Re: Final draft of Proposed Binary Module

On 19 Nov 2013, at 11:01, Christian Grün <christian.gruen@gmail.com> wrote:

>> I'm inclinded to have two errors: [index-before-start] and [index-after-end]
>> - differentiating between them, which the machine of course can do, makes it
>> easier to track the error - before-start is more likely to be $offset wrong
>> etc.
> 
> I tend to handle semantically similar errors in the same way. As you
> already indicated, before-start is “more likely to be $offset wrong”,
> but as we don’t have any guarantee, both values need to be checked in
> both catch branches to be sure what was going on.
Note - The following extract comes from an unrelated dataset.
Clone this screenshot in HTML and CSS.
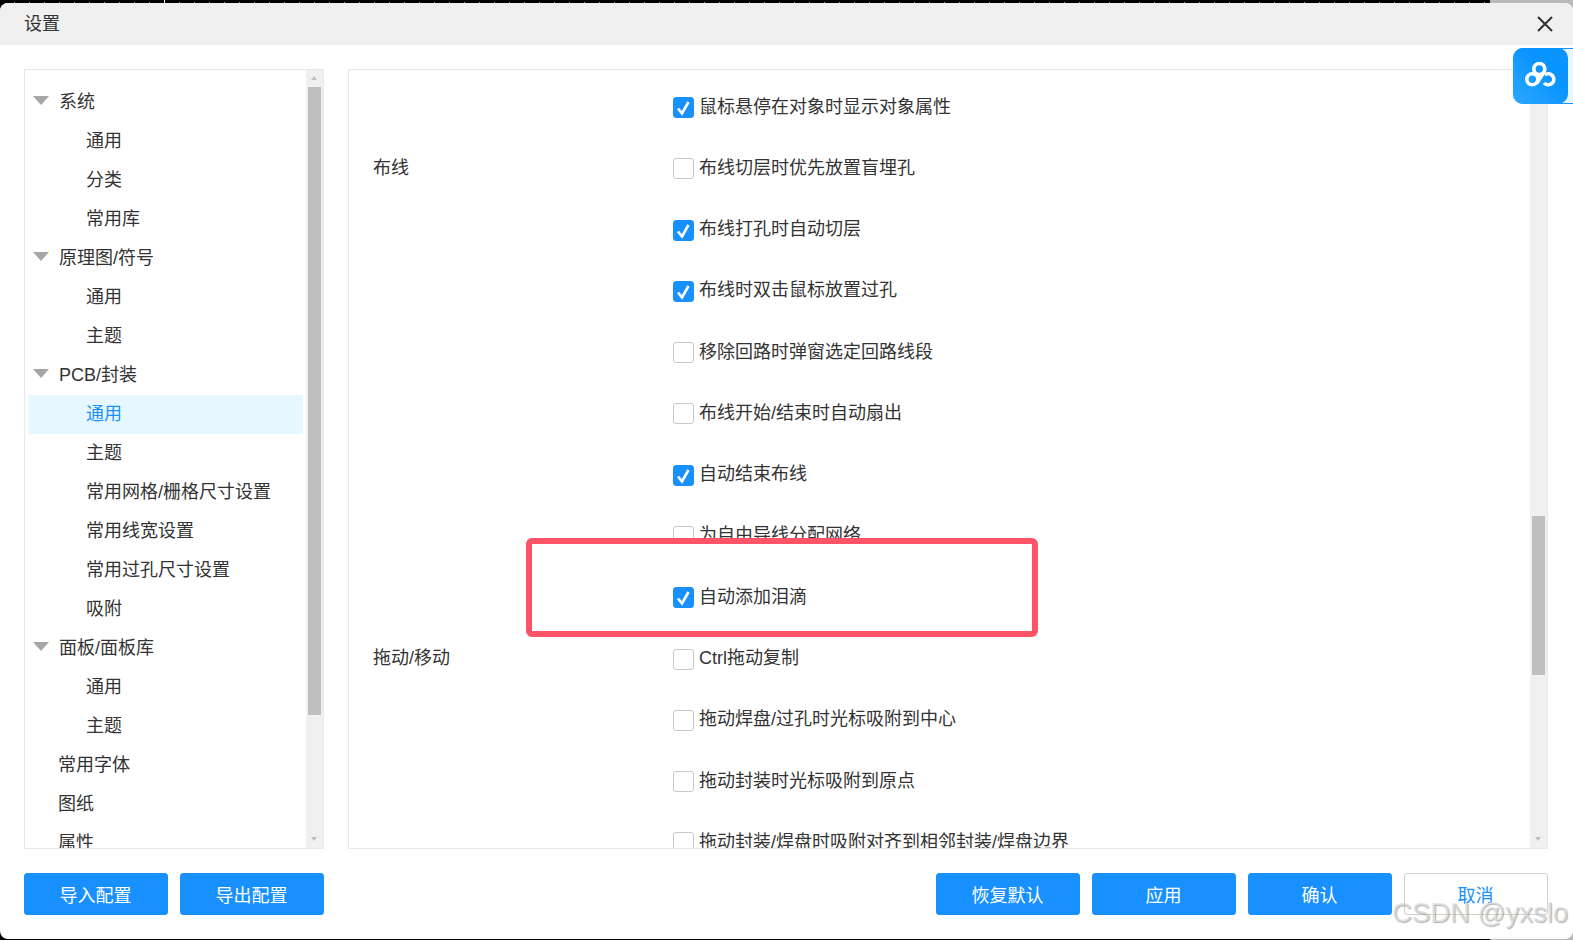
FILE: index.html
```html
<!DOCTYPE html>
<html lang="zh-CN">
<head>
<meta charset="utf-8">
<title>设置</title>
<link rel="stylesheet" href="styles.css">
</head>
<body>
<div class="backdrop">
  <div class="dialog">
    <header class="dialog-head">
      <span>设置</span>
      <svg class="close" viewBox="0 0 16 16" width="16" height="16"><path d="M1 1L15 15M15 1L1 15"/></svg>
    </header>
    <main class="dialog-main">
      <nav class="panel tree">
        <div class="scroll-clip tree-clip">
          <div class="node top"><i class="caret"></i>系统</div>
          <div class="node sub">通用</div>
          <div class="node sub">分类</div>
          <div class="node sub">常用库</div>
          <div class="node top"><i class="caret"></i>原理图/符号</div>
          <div class="node sub">通用</div>
          <div class="node sub">主题</div>
          <div class="node top"><i class="caret"></i>PCB/封装</div>
          <div class="node sub selected">通用</div>
          <div class="node sub">主题</div>
          <div class="node sub">常用网格/栅格尺寸设置</div>
          <div class="node sub">常用线宽设置</div>
          <div class="node sub">常用过孔尺寸设置</div>
          <div class="node sub">吸附</div>
          <div class="node top"><i class="caret"></i>面板/面板库</div>
          <div class="node sub">通用</div>
          <div class="node sub">主题</div>
          <div class="node top plain">常用字体</div>
          <div class="node top plain">图纸</div>
          <div class="node top plain">属性</div>
        </div>
        <div class="scrollbar"><i class="arrow up"></i><div class="thumb tree-thumb"></div><i class="arrow down"></i></div>
      </nav>
      <section class="panel options">
        <div class="scroll-clip options-clip">
          <div class="row"><span class="label"></span><span class="box on"><svg viewBox="0 0 21 21"><path d="M5 11.5L9 16.5L15.5 5"/></svg></span><span>鼠标悬停在对象时显示对象属性</span></div>
          <div class="row"><span class="label">布线</span><span class="box"></span><span>布线切层时优先放置盲埋孔</span></div>
          <div class="row"><span class="label"></span><span class="box on"><svg viewBox="0 0 21 21"><path d="M5 11.5L9 16.5L15.5 5"/></svg></span><span>布线打孔时自动切层</span></div>
          <div class="row"><span class="label"></span><span class="box on"><svg viewBox="0 0 21 21"><path d="M5 11.5L9 16.5L15.5 5"/></svg></span><span>布线时双击鼠标放置过孔</span></div>
          <div class="row"><span class="label"></span><span class="box"></span><span>移除回路时弹窗选定回路线段</span></div>
          <div class="row"><span class="label"></span><span class="box"></span><span>布线开始/结束时自动扇出</span></div>
          <div class="row"><span class="label"></span><span class="box on"><svg viewBox="0 0 21 21"><path d="M5 11.5L9 16.5L15.5 5"/></svg></span><span>自动结束布线</span></div>
          <div class="row"><span class="label"></span><span class="box"></span><span>为自由导线分配网络</span></div>
          <div class="row highlighted"><span class="label"></span><span class="box on"><svg viewBox="0 0 21 21"><path d="M5 11.5L9 16.5L15.5 5"/></svg></span><span>自动添加泪滴</span></div>
          <div class="row"><span class="label">拖动/移动</span><span class="box"></span><span>Ctrl拖动复制</span></div>
          <div class="row"><span class="label"></span><span class="box"></span><span>拖动焊盘/过孔时光标吸附到中心</span></div>
          <div class="row"><span class="label"></span><span class="box"></span><span>拖动封装时光标吸附到原点</span></div>
          <div class="row"><span class="label"></span><span class="box"></span><span>拖动封装/焊盘时吸附对齐到相邻封装/焊盘边界</span></div>
        </div>
        <div class="scrollbar"><i class="arrow up"></i><div class="thumb options-thumb"></div><i class="arrow down"></i></div>
      </section>
    </main>
    <footer class="dialog-foot">
      <div class="btn-group">
        <button class="btn">导入配置</button>
        <button class="btn">导出配置</button>
      </div>
      <div class="btn-group">
        <button class="btn">恢复默认</button>
        <button class="btn">应用</button>
        <button class="btn">确认</button>
        <button class="btn ghost">取消</button>
      </div>
    </footer>
  </div>
  <div class="red-frame"></div>
  <div class="cloud-tab">
    <div class="cloud-icon">
      <svg viewBox="0 0 55 55" width="55" height="55"><circle cx="26.3" cy="21" r="5.5"/><circle cx="19.3" cy="31.3" r="5.5"/><path d="M31 24L24 35"/><path d="M31.1 34.8A5.5 5.5 0 1 0 31.8 27"/></svg>
    </div>
  </div>
  <div class="watermark">CSDN @yxslo</div>
</div>
</body>
</html>
```
FILE: styles.css
```css
* { box-sizing: border-box; }
html, body { margin: 0; height: 100%; overflow: hidden; }
body {
  font-family: "Liberation Sans", "Noto Sans CJK SC", sans-serif;
  font-size: 18px;
  color: #333;
}
.backdrop {
  position: relative;
  width: 1573px;
  height: 940px;
  padding-top: 3px;
  background:
    linear-gradient(#fff, #fff) 164px 0 / 1px 3px no-repeat,
    repeating-linear-gradient(90deg, #000 0 14px, #999 14px 15px) 0 2px / 1490px 1px no-repeat,
    linear-gradient(90deg, #000 0 1490px, #b9b9b9 1490px);
  overflow: hidden;
}
.dialog {
  width: 1573px;
  height: 936px;
  background: #fff;
  border-radius: 8px;
  overflow: hidden;
  display: flex;
  flex-direction: column;
}
.dialog-head {
  flex: none;
  height: 42px;
  background: #f0f0f0;
  padding: 0 20px 0 24px;
  display: flex;
  align-items: center;
  justify-content: space-between;
}
.dialog-head span { line-height: 42px; }
.close { fill: none; stroke: #333; stroke-width: 2; }
.dialog-main {
  flex: none;
  height: 780px;
  margin: 24px 25px 0 24px;
  display: flex;
  gap: 24px;
}
.panel {
  border: 1px solid #e8e8e8;
  display: flex;
  height: 100%;
  min-width: 0;
}
.tree { width: 300px; flex: none; }
.options { flex: 1; }
.scroll-clip { flex: 1; min-width: 0; overflow: hidden; }
.tree-clip { padding: 12.5px 3px 0; }
.options-clip { padding: 4px 0 0 24px; }
.node {
  height: 39px;
  line-height: 39px;
  white-space: nowrap;
}
.node.top { display: flex; align-items: center; padding-left: 5px; line-height: 37px; }
.node.top.plain { padding-left: 30px; }
.caret {
  width: 0;
  height: 0;
  border-left: 8.5px solid transparent;
  border-right: 8.5px solid transparent;
  border-top: 9px solid #a6a6a6;
  margin-right: 10px;
  margin-top: -3px;
}
.node.sub { padding-left: 58px; }
.node.selected { background: #e6f7ff; color: #1890ff; }
.scrollbar {
  flex: none;
  width: 17px;
  background: #f0f0f0;
  position: relative;
  padding: 17px 2px 0;
}
.thumb { width: 13px; background: #bfbfbf; }
.tree-thumb { height: 628px; }
.options-thumb { height: 159px; margin-top: 429px; }
.arrow {
  position: absolute;
  left: 5px;
  width: 0;
  height: 0;
  border-left: 3.5px solid transparent;
  border-right: 3.5px solid transparent;
}
.arrow.up { top: 6px; border-bottom: 4px solid #c0c0c0; }
.arrow.down { bottom: 7px; border-top: 4px solid #c0c0c0; }
.row {
  height: 61.28px;
  display: flex;
  align-items: center;
  white-space: nowrap;
}
.row .label { width: 300px; flex: none; }
.box {
  flex: none;
  width: 21px;
  height: 21px;
  margin: 6px 5px 0 0;
  border: 1px solid #c8c8c8;
  border-radius: 3px;
  background: #fff;
}
.box.on { background: #1890ff; border-color: #1890ff; }
.box svg {
  display: block;
  width: 21px;
  height: 21px;
  margin: -1px;
  fill: none;
  stroke: #fff;
  stroke-width: 2.6;
}
.highlighted { position: relative; z-index: 3; }
.dialog-foot {
  flex: none;
  margin: 24px 25px 0 24px;
  display: flex;
  justify-content: space-between;
}
.btn-group { display: flex; gap: 12px; }
.btn {
  width: 144px;
  height: 42px;
  padding: 0 1px 0 0;
  background: #1890ff;
  border: 1px solid #1890ff;
  border-radius: 3px;
  color: #fff;
  font: inherit;
}
.btn.ghost { background: #fff; border-color: #d0d0d0; color: #1890ff; }
.red-frame {
  position: absolute;
  left: 526px;
  top: 538px;
  width: 512px;
  height: 99px;
  border: 6px solid #ff5468;
  border-radius: 6px;
  background: #fff;
  z-index: 1;
}
.cloud-tab {
  position: absolute;
  left: 1513px;
  top: 48px;
  width: 60px;
  height: 56px;
  background: #eaf6ff;
  border-top: 1px solid #1890ff;
  border-bottom: 1px solid #1890ff;
  border-radius: 10px 0 0 10px;
  z-index: 4;
}
.cloud-icon {
  position: absolute;
  left: 0;
  top: -1px;
  width: 55px;
  height: 56px;
  border-radius: 10px;
  background: linear-gradient(45deg, #2ba8ff, #0a94ff 60%);
}
.cloud-icon svg { display: block; fill: none; stroke: #fff; stroke-width: 3.6; }
.watermark {
  position: absolute;
  left: 1392px;
  top: 896px;
  font-size: 27.5px;
  line-height: 34px;
  color: rgba(225, 225, 225, 0.75);
  text-shadow: 1px 1px 1px rgba(0, 0, 0, 0.3);
  white-space: nowrap;
  z-index: 5;
}
```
Personally, I would
> even treat all out-of-bounds errors (incl. negative-offset and
> negative-size) with a single code for the very same reason; otherwise,
> the resulting XQuery code may get too bloated. What I wouldn’t do,
> however, is to also accept and normalize negative values, as has been
> done in XPath 1.0.
> 

Agreed. Remember that implementations can produce different messages to accompany the same error code. The only purpose of the error code is so that applications can catch it, which means that grouping related errors together generally makes life easier for the application.

(XPath 1.0 of course had the design philosophy of "no dynamic errors", which came from the browser culture. XPath 2.0 abandoned that.)